Однушка, шесть соток и «Лада Калина»
Самая популярная социальная градация — по уровню реальных доходов. Выдающийся российский экономист академик Абел Гезевич Аганбегян подчеркнул, что децильный коэффициент (соотношение средних доходов 10 % самых богатых жителей государства к такому же проценту беднейших) в нашей стране сегодня составляет 15,7, тогда как в странах Западной Европы не выше 7, а в Японии 5. Вместе с тем общепризнанно, что рост этого показателя выше 10 является симптомом социального неблагополучия.
Но кроме денежных доходов граждане России владеют некоторыми нефинансовыми активами. Кстати, «…не более 30 государств мира могут похвастаться достоверными, без допущений, данными по богатству домохозяйств», — подчеркнула кандидат социологических наук Татьяна Юрьевна Черкашина из Института экономики и организации промышленного производства СО РАН. Росстат и Высшая школа экономики ведут, по разным методикам, мониторинги условий жизни населения и публикуют их данные, в том числе и по материальным активам (правда, без гаражей, бань, погребов и прочих сараев, зато с автотракторной техникой). Что же говорят цифры?
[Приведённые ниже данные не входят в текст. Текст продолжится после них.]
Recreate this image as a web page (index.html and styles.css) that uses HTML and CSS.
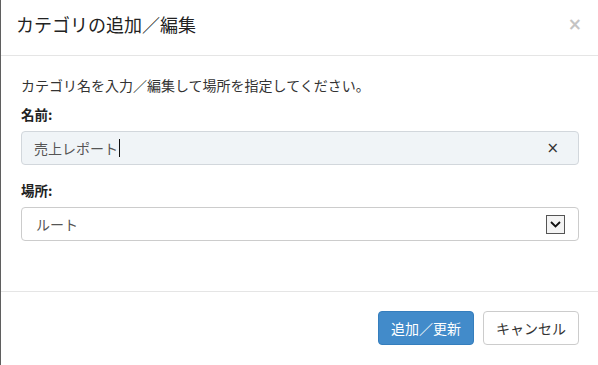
FILE: index.html
```html
<!DOCTYPE html>
<html lang="ja">
<head>
<meta charset="utf-8">
<link rel="stylesheet" href="styles.css">
</head>
<body>
<div class="modal">
  <div class="modal-header">
    <h4 class="modal-title">カテゴリの追加／編集</h4>
    <span class="close">×</span>
  </div>
  <div class="modal-body">
    <p class="intro">カテゴリ名を入力／編集して場所を指定してください。</p>
    <div class="form-group">
      <label class="label">名前:</label>
      <div class="input filled">
        <span class="value">売上レポート</span><span class="caret"></span>
        <span class="clear">×</span>
      </div>
    </div>
    <div class="form-group">
      <label class="label">場所:</label>
      <div class="input select">
        <span class="value">ルート</span>
        <span class="arrow"><svg width="11" height="7" viewBox="0 0 11 7"><path d="M1 1 L5.5 5.5 L10 1" fill="none" stroke="#111" stroke-width="1.8"/></svg></span>
      </div>
    </div>
  </div>
  <div class="modal-footer">
    <button class="btn primary">追加／更新</button>
    <button class="btn default">キャンセル</button>
  </div>
</div>
</body>
</html>
```
FILE: styles.css
```css
* { box-sizing: border-box; }
html, body { margin: 0; padding: 0; }
body {
  width: 598px;
  height: 365px;
  overflow: hidden;
  background: #5f5f5f;
  font-family: "Noto Sans CJK JP", "Noto Sans", sans-serif;
  color: #333;
  font-size: 14px;
}
.modal {
  margin-left: 1px;
  height: 365px;
  background: #fff;
  display: flex;
  flex-direction: column;
}
.modal-header {
  height: 56px;
  padding: 0 15px;
  border-bottom: 1px solid #e5e5e5;
  display: flex;
  align-items: center;
  justify-content: space-between;
}
.modal-title {
  margin: 0;
  font-size: 18px;
  font-weight: normal;
  line-height: 20px;
  color: #222;
  padding-bottom: 7px;
}
.close {
  font-family: "DejaVu Sans", sans-serif;
  font-size: 17px;
  font-weight: bold;
  color: #c4c4c4;
  line-height: 1;
  margin-right: 1px;
  padding-bottom: 6px;
}
.modal-body {
  padding: 19px 19px 0 20px;
  height: 235px;
}
.intro {
  margin: 0 0 9px;
  line-height: 20px;
  font-size: 14px;
}
.form-group { margin-bottom: 15px; }
.form-group + .form-group { margin-top: 3px; }
.label {
  display: block;
  font-weight: bold;
  font-size: 13.5px;
  line-height: 20px;
  margin-bottom: 7px;
  color: #222;
}
.input {
  height: 34px;
  border: 1px solid #ccc;
  border-radius: 4px;
  padding: 0 12px;
  display: flex;
  align-items: center;
  color: #555;
  font-size: 14px;
}
.filled {
  background: #f0f4f7;
  border-color: #d2d7dc;
}
.value { line-height: 20px; }
.caret {
  width: 1px;
  height: 18px;
  background: #111;
  margin-left: 1px;
}
.clear {
  margin-left: auto;
  font-family: "DejaVu Sans", sans-serif;
  font-size: 15px;
  color: #333;
  margin-right: 7px;
}
.select { background: #fff; }
.select .value { padding-left: 2px; }
.arrow {
  margin-left: auto;
  width: 19px;
  height: 19px;
  border: 1px solid #555;
  background: #f4f4f4;
  display: flex;
  align-items: center;
  justify-content: center;
  margin-right: 1px;
}
.modal-footer {
  border-top: 1px solid #e5e5e5;
  padding: 19px 19px 0 0;
  display: flex;
  justify-content: flex-end;
  gap: 9px;
}
.btn {
  font-family: "Noto Sans CJK JP", "Noto Sans", sans-serif;
  font-size: 14px;
  height: 34px;
  width: 96px;
  border-radius: 4px;
  border: 1px solid;
  padding: 0;
  line-height: 20px;
}
.primary {
  background: #428bca;
  border-color: #357ebd;
  color: #fff;
}
.default {
  background: #fff;
  border-color: #ccc;
  color: #333;
}
```
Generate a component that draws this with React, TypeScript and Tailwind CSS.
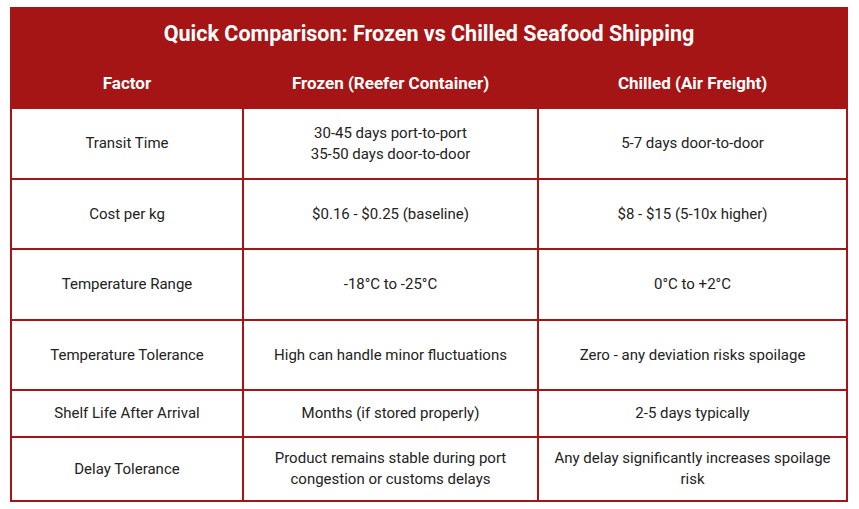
const rows: { factor: string; frozen: string[]; chilled: string[]; h: string }[] = [
  { factor: 'Transit Time', frozen: ['30-45 days port-to-port', '35-50 days door-to-door'], chilled: ['5-7 days door-to-door'], h: 'h-[71px]' },
  { factor: 'Cost per kg', frozen: ['$0.16 - $0.25 (baseline)'], chilled: ['$8 - $15 (5-10x higher)'], h: 'h-[70px]' },
  { factor: 'Temperature Range', frozen: ['-18°C to -25°C'], chilled: ['0°C to +2°C'], h: 'h-[71px]' },
  { factor: 'Temperature Tolerance', frozen: ['High can handle minor fluctuations'], chilled: ['Zero - any deviation risks spoilage'], h: 'h-[70px]' },
  { factor: 'Shelf Life After Arrival', frozen: ['Months (if stored properly)'], chilled: ['2-5 days typically'], h: 'h-[47px]' },
  {
    factor: 'Delay Tolerance',
    frozen: ['Product remains stable during port congestion or customs delays'],
    chilled: ['Any delay significantly increases spoilage risk'],
    h: 'h-[64px]',
  },
];

export default function App() {
  return (
    <div className="w-[859px] h-[509px] bg-white pt-[7px] pl-[10px]" style={{ fontFamily: 'Roboto, "Liberation Sans", sans-serif' }}>
      <table className="w-[836px] border-collapse table-fixed text-[15px] leading-[21px] text-[#222222]">
        <colgroup>
          <col className="w-[232px]" />
          <col className="w-[295px]" />
          <col className="w-[309px]" />
        </colgroup>
        <thead>
          <tr className="h-[51px] bg-[#a51515]">
            <th colSpan={3} className="border-2 border-[#a51515] border-b border-b-[#d06a6a] text-white text-[21.5px] font-bold text-center">
              Quick Comparison: Frozen vs Chilled Seafood Shipping
            </th>
          </tr>
          <tr className="h-[49px] bg-[#a51515]">
            <th className="border-2 border-[#a51515] text-white text-[17px] font-bold">Factor</th>
            <th className="border-2 border-[#a51515] text-white text-[17px] font-bold">Frozen (Reefer Container)</th>
            <th className="border-2 border-[#a51515] text-white text-[17px] font-bold">Chilled (Air Freight)</th>
          </tr>
        </thead>
        <tbody>
          {rows.map((r) => (
            <tr key={r.factor} className={r.h}>
              <td className="border-2 border-[#a51515] px-3 text-center">{r.factor}</td>
              <td className="border-2 border-[#a51515] px-3 text-center">
                {r.frozen.map((l) => (
                  <div key={l}>{l}</div>
                ))}
              </td>
              <td className="border-2 border-[#a51515] px-3 text-center">
                {r.chilled.map((l) => (
                  <div key={l}>{l}</div>
                ))}
              </td>
            </tr>
          ))}
        </tbody>
      </table>
    </div>
  );
}
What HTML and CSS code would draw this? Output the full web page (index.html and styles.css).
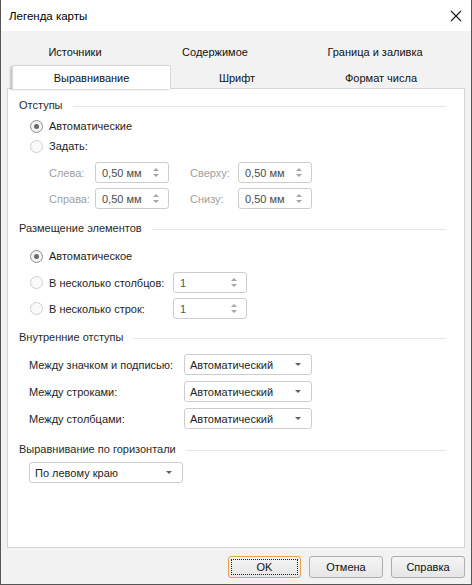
FILE: index.html
```html
<!DOCTYPE html>
<html lang="ru">
<head>
<meta charset="utf-8">
<title>Легенда карты</title>
<link rel="stylesheet" href="styles.css">
</head>
<body>
<div class="window">
  <div class="titlebar">
    <span class="title">Легенда карты</span>
    <svg class="close" width="12" height="12" viewBox="0 0 12 12"><path d="M1 1 L11 11 M11 1 L1 11" stroke="#1a1a1a" stroke-width="1.1" fill="none"/></svg>
  </div>
  <div class="body">
    <div class="tabrow r1">
      <div class="tab t1">Источники</div>
      <div class="tab t2">Содержимое</div>
      <div class="tab t3">Граница и заливка</div>
    </div>
    <div class="tabrow r2">
      <div class="tab t1 active">Выравнивание</div>
      <div class="tab t2">Шрифт</div>
      <div class="tab t3">Формат числа</div>
    </div>
    <div class="panel">
      <div class="hdr h1"><span>Отступы</span><i class="line"></i></div>
      <div class="radiorow rr1"><span class="radio checked"></span><span>Автоматические</span></div>
      <div class="radiorow"><span class="radio"></span><span>Задать:</span></div>
      <div class="spinrow sr1">
        <span class="dlabel l1">Слева:</span>
        <div class="spin"><span>0,50 мм</span><i class="arrows"><b class="up"></b><b class="dn"></b></i></div>
        <span class="dlabel l2">Сверху:</span>
        <div class="spin"><span>0,50 мм</span><i class="arrows"><b class="up"></b><b class="dn"></b></i></div>
      </div>
      <div class="spinrow sr2">
        <span class="dlabel l1">Справа:</span>
        <div class="spin"><span>0,50 мм</span><i class="arrows"><b class="up"></b><b class="dn"></b></i></div>
        <span class="dlabel l2">Снизу:</span>
        <div class="spin"><span>0,50 мм</span><i class="arrows"><b class="up"></b><b class="dn"></b></i></div>
      </div>

      <div class="hdr h2"><span>Размещение элементов</span><i class="line"></i></div>
      <div class="radiorow rr2"><span class="radio checked"></span><span>Автоматическое</span></div>
      <div class="radiorow rs rs1"><span class="rlab"><span class="radio"></span><span>В несколько столбцов:</span></span>
        <div class="spin sm"><span>1</span><i class="arrows"><b class="up"></b><b class="dn"></b></i></div></div>
      <div class="radiorow rs rs2"><span class="rlab"><span class="radio"></span><span>В несколько строк:</span></span>
        <div class="spin sm"><span>1</span><i class="arrows"><b class="up"></b><b class="dn"></b></i></div></div>

      <div class="hdr h3"><span>Внутренние отступы</span><i class="line"></i></div>
      <div class="comborow c1"><span class="clab">Между значком и подписью:</span><div class="combo"><span>Автоматический</span><b class="carrow"></b></div></div>
      <div class="comborow c2"><span class="clab">Между строками:</span><div class="combo"><span>Автоматический</span><b class="carrow"></b></div></div>
      <div class="comborow c2"><span class="clab">Между столбцами:</span><div class="combo"><span>Автоматический</span><b class="carrow"></b></div></div>

      <div class="hdr h4"><span>Выравнивание по горизонтали</span><i class="line"></i></div>
      <div class="comborow c4"><div class="combo wide"><span>По левому краю</span><b class="carrow"></b></div></div>
    </div>
    <div class="buttons">
      <div class="btn ok"><span class="focus">OK</span></div>
      <div class="btn">Отмена</div>
      <div class="btn">Справка</div>
    </div>
  </div>
</div>
</body>
</html>
```

FILE: styles.css
```css
* { box-sizing: border-box; }
html, body { margin: 0; padding: 0; }
body {
  width: 472px;
  height: 585px;
  font-family: "Liberation Sans", Arial, sans-serif;
  font-size: 11px;
  color: #1e1e1e;
  background: #f2f2f2;
  white-space: nowrap;
}
.window {
  width: 472px;
  height: 585px;
  border-left: 1px solid #555;
  border-right: 1px solid #555;
  border-bottom: 1px solid #555;
  display: flex;
  flex-direction: column;
  background: #f2f2f2;
}
.titlebar {
  height: 31px;
  background: #fff;
  display: flex;
  align-items: center;
  justify-content: space-between;
  padding: 0 8px 0 8px;
  flex: none;
}
.title { font-size: 11.5px; color: #000; }
.close { margin-right: 1px; }
.body {
  flex: 1;
  display: flex;
  flex-direction: column;
  padding: 0 6px;
}
.tabrow { display: flex; padding-left: 5px; flex: none; }
.r1 { margin-top: 8px; height: 26px; }
.r2 { height: 24px; margin-bottom: -1px; position: relative; z-index: 2; }
.tab {
  display: flex;
  align-items: center;
  justify-content: center;
  color: #111;
}
.r1 .t1 { width: 126px; }
.r1 .t2 { width: 154px; }
.r1 .t3 { width: 166px; }
.r2 .t1 { width: 159px; }
.r2 .t2 { width: 132px; }
.r2 .t3 { width: 156px; }
.r2 .tab { padding-top: 1px; }
.tab.active {
  background: #fff;
  border: 1px solid #d6d6d6;
  border-bottom: none;
  border-radius: 3px 2px 0 0;
  box-shadow: -2px 1px 2px rgba(0,0,0,0.18);
}
.panel {
  height: 460px;
  flex: none;
  background: #fff;
  border: 1px solid #d5d5d5;
  padding: 0 18px 0 11px;
  display: flex;
  flex-direction: column;
}
.hdr {
  height: 18px;
  display: flex;
  align-items: center;
  color: #2a2a2a;
  flex: none;
}
.hdr .line {
  flex: 1;
  height: 1px;
  background: #e6e6e6;
  margin-left: 10px;
  margin-top: 2px;
}
.h1 { margin-top: 7px; }
.h2 { margin-top: 10px; }
.h3 { margin-top: 9px; }
.h4 { margin-top: 11px; }

.radiorow {
  height: 20px;
  display: flex;
  align-items: center;
  margin-left: 11px;
  flex: none;
}
.rr1 { margin-top: 2px; }
.rr2 { margin-top: 9px; }
.radio {
  width: 13px;
  height: 13px;
  border-radius: 50%;
  border: 1px solid #cfcfcf;
  background: #fafafa;
  margin-right: 6px;
  flex: none;
  display: flex;
  align-items: center;
  justify-content: center;
}
.radio.checked {
  border-color: #8f8f8f;
  background: #f3f3f3;
}
.radio.checked::after {
  content: "";
  width: 5px;
  height: 5px;
  border-radius: 50%;
  background: #6a6a6a;
}
.rs { height: 21px; }
.rs1 { margin-top: 6px; }
.rs2 { margin-top: 5px; }
.rlab { display: flex; align-items: center; width: 143px; flex: none; }

.spinrow {
  height: 21px;
  display: flex;
  align-items: center;
  margin-left: 30px;
  flex: none;
}
.sr1 { margin-top: 6px; }
.sr2 { margin-top: 5px; }
.dlabel { color: #a0a0a0; flex: none; }
.l1 { width: 46px; }
.l2 { width: 48px; margin-left: 21px; }
.spin {
  width: 74px;
  height: 21px;
  border: 1px solid #cdcdcd;
  border-radius: 3px;
  background: #fff;
  display: flex;
  align-items: center;
  justify-content: space-between;
  padding: 0 0 0 6px;
  color: #4a4a4a;
  flex: none;
}
.spin.sm span { color: #555; }
.arrows {
  width: 24px;
  display: flex;
  flex-direction: column;
  align-items: center;
  gap: 3px;
}
.arrows b { width: 0; height: 0; border-left: 3px solid transparent; border-right: 3px solid transparent; }
.arrows .up { border-bottom: 3px solid #a5a5a5; }
.arrows .dn { border-top: 3px solid #a5a5a5; }

.comborow {
  height: 21px;
  display: flex;
  align-items: center;
  margin-left: 10px;
  flex: none;
}
.c1 { margin-top: 8px; }
.c2 { margin-top: 6px; }
.c4 { margin-top: 4px; }
.clab { width: 155px; flex: none; }
.combo {
  width: 128px;
  height: 21px;
  border: 1px solid #cdcdcd;
  border-radius: 3px;
  background: #fff;
  display: flex;
  align-items: center;
  justify-content: space-between;
  padding: 0 10px 0 5px;
  flex: none;
}
.combo.wide { width: 154px; }
.carrow {
  width: 0; height: 0;
  border-left: 3px solid transparent;
  border-right: 3px solid transparent;
  border-top: 3px solid #606060;
}

.buttons {
  display: flex;
  justify-content: flex-end;
  gap: 8px;
  margin-top: 8px;
  flex: none;
}
.btn {
  width: 74px;
  height: 22px;
  border: 1px solid #adadad;
  border-radius: 3px;
  background: linear-gradient(#f4f4f4, #e6e6e6);
  display: flex;
  align-items: center;
  justify-content: center;
  color: #111;
}
.btn.ok {
  width: 73px;
  border: 1px solid #e3a34b;
  padding: 2px;
}
.focus {
  width: 100%;
  height: 100%;
  border: 1px dotted #222;
  display: flex;
  align-items: center;
  justify-content: center;
}
```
Понятно, что типичное достояние российской семьи — это жилище, которое всё больше урбанизируется (в общем массиве снижается доля частных домов). При этом, как заметила Татьяна Черкашина, «квартиры мельчают»: доля трехкомнатных снижается, «однушек» — возрастает. У большинства молодых семей, правда, процесс формирования активов начинается с автомобиля. В целом, на протяжении последних двух десятилетий автомобилизация неуклонно росла: если в 1992 году на 1 000 россиян приходилось около 60 легковых машин, то в 2015 — почти 300, несмотря на заметные колебания объемов производства и импорта. Зато очень стабилен процент дачников, постоянно около 20 %.
Впрочем, неверно представлять типичную молодую семью уже купившей автомобиль и нацелившейся на собственное (пусть и через ипотеку) жилище. «В возрастной группе до 30 лет самая высокая доля тех, у кого вообще ничего нет — около 50 %», — сообщила Т. Черкашина. В целом же она отметила, что на ниве владения недвижимостью усилилась поляризация: «Растет относительная численность домохозяйств с одним активом в собственности, и домохозяйств, имеющих больше трех активов». Другая же ось неравенства представлена так: «Село скорее планомерно богатеет, а в городах нарастает поляризация».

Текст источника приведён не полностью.